Du fait de l’échec de négociations ouvertes en juin 2020, l’entreprise a appliqué une charte unilatérale au sujet de ce télétravail, mais avec un avis négatif du comité social et économique au motif de l’absence d’indemnité. Dans son avis du 18 février 2021, le comité social et économique estime en effet que l’entreprise a l’obligation de prendre en charge les frais induits par le télétravail imposé.

A l’appui de sa délibération, le CSE cite la jurisprudence de la Cour de cassation ainsi que les accords nationaux interprofessionnels de 2005 et 2020 « qui rappellent expressément la prise en charge des dépenses engagées par le salarié en télétravail pour les besoins de son activité professionnelle et dans l’intérêt de l’entreprise, y compris en cas de circonstances exceptionnelles ou de cas de force majeure » (**).

Le CSE mandate son secrétaire pour agir en justice

Le CSE ne se contente pas d’un avis négatif : en juin 2021, il mandate son secrétaire pour agir en justice, avec l’appui du syndicat métallurgie Ile-de-France de la CFE-CGC. Cette assignation relance d’ailleurs de nouvelles négociations dans le groupe, avec un accord trouvé dans plusieurs sociétés prévoyant une allocation d’une indemnité forfaitaire d’un montant de 2,50€ par jour de télétravail par salarié plafonnée à 20€ par mois.

Sauf qu’un accord n’est toujours pas conclu dans la société de services pétroliers Schlumberger (ou « CPS ») : l’employeur applique alors à nouveau une charte unilatérale, prévoyant cette fois une allocation de 2,50€ plafonnés à 20€ par jour, mais cette charte ne prend effet qu’au 1er janvier 2022, sans rétroactivité, d’où la demande du CSE et du syndicat de rembourser les salariés pour la période antérieure. 

Les références du principe de la prise en charge

Le juge fait droit à la demande du CSE et du syndicat, représentés par l’avocat Ilan Muntlak (de « 41 société d’avocat »).

Sur le principe de la prise en charge, le jugement cite le code du travail (art.
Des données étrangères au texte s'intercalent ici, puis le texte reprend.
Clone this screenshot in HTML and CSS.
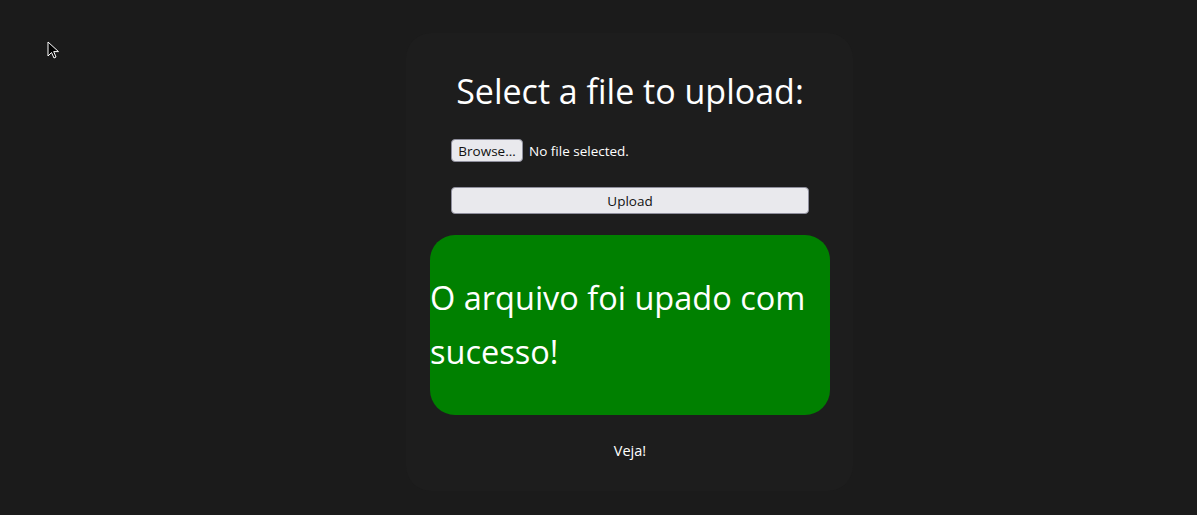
FILE: index.html
```html
<!DOCTYPE html>
<html>
<head>
<meta charset="utf-8">
<link rel="stylesheet" href="styles.css">
</head>
<body>
<div class="page">
  <div class="card">
    <h1 class="title">Select a file to upload:</h1>
    <form class="form">
      <div class="file-row">
        <button type="button" class="btn browse">Browse…</button>
        <span class="file-name">No file selected.</span>
      </div>
      <button type="button" class="btn upload">Upload</button>
    </form>
    <div class="success">
      <p class="success-text">O arquivo foi upado com sucesso!</p>
    </div>
    <div class="footer">Veja!</div>
  </div>
</div>
<svg class="cursor" width="14" height="20" viewBox="0 0 14 20">
  <path d="M1 1 L1 15 L4.5 11.5 L7 17 L9 16 L6.7 10.6 L11.5 10.6 Z" fill="#000" stroke="#fff" stroke-width="1"/>
</svg>
</body>
</html>
```
FILE: styles.css
```css
html, body {
  margin: 0;
  padding: 0;
  background: #1b1b1b;
  height: 100%;
}
body {
  font-family: "Open Sans", "Noto Sans", sans-serif;
  color: #ffffff;
  overflow: hidden;
}
.page {
  display: flex;
  justify-content: center;
  padding: 33px 0 0 62px;
}
.card {
  width: 400px;
  background: #1d1d1d;
  border-radius: 25px;
  padding: 24px 23px 30px 24px;
  display: flex;
  flex-direction: column;
  align-items: center;
}
.title {
  margin: 12px 0 0 0;
  font-size: 34px;
  font-weight: 400;
  line-height: 44px;
  text-align: center;
}
.form {
  width: 358px;
  margin-top: 26px;
  display: flex;
  flex-direction: column;
}
.file-row {
  display: flex;
  align-items: center;
  gap: 6px;
  height: 23px;
}
.btn {
  font-family: "Open Sans", "Noto Sans", sans-serif;
  font-size: 13.5px;
  color: #111;
  background: #e9e9ed;
  border: 1px solid #8f8f9d;
  border-radius: 4px;
  padding: 0;
}
.browse {
  width: 72px;
  height: 23px;
}
.file-name {
  font-size: 13.5px;
}
.upload {
  width: 358px;
  height: 27px;
  margin-top: 25px;
}
.success {
  width: 400px;
  margin-top: 21px;
  background: #008000;
  border-radius: 25px;
  display: flex;
}
.success-text {
  margin: 36px 0;
  font-size: 32.5px;
  line-height: 54px;
}
.footer {
  margin-top: 26px;
  font-size: 14.5px;
  line-height: 20px;
}
.cursor {
  position: absolute;
  left: 47px;
  top: 41px;
}
```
L. 1229-9) et estime que les deux accords nationaux interprofessionnels (ANI) sur le télétravail de 2005 et 2020 sont complémentaires et doivent être compris comme s’articulant ainsi :

  • l’article 7 de l’ANI de 2005 dispose : 

« L’employeur prend en charge, dans tous les cas, les coûts directement engendrés par ce travail, en particulier ceux liés aux communications.»

  • l’article 7.4.1 de l’ANI de 2020 dispose :

« Eu égard aux circonstances exceptionnelles ou au cas de force majeure justifiant le recours au télétravail, en cas de besoin et avec l’accord des salariés, l’utilisation de leurs outils personnels est possible en l’absence d’outils nomades fournis par l’employeur, selon les modalités prévues par l’article 7 de l’ANI du 19 juillet 2005 relatif au télétravail. Il est rappelé que l’article 3.1.5 du présent accord, relatif à la prise en charge les frais professionnels, s’applique également aux situations de télétravail en cas de circonstances exceptionnelles ou cas de force majeure ».

Autrement dit, peu importe la nature des circonstances du télétravail, la prise en charge des frais par l’employeur est de droit. Le juge le dit ainsi :  « Contrairement à ce que soutient la Société SPS, la prise en charge des frais exposés dans le cadre du télétravail – y compris en cas de circonstances exceptionnelles comparables à la crise sanitaire – est obligatoire pour l’employeur. »

Le montant forfaitaire choisi

En effet, le juge affirme ensuite, sur la base de l’arrêt du 23 septembre 2009 de la chambre sociale de la Cour de cassation, qu’il est tout à fait possible, même sans accord conventionnel, pour un employeur de procéder à un remboursement forfaitaire, l’Urssaf reconnaissant depuis décembre 2019 à l’employeur la possibilité d’indemniser forfaitairement les frais de télétravail à hauteur de 2,50€ par jour, une règle reprise le 1er avril 2021 dans le Bulletin officiel de la Sécurité sociale (Boss). 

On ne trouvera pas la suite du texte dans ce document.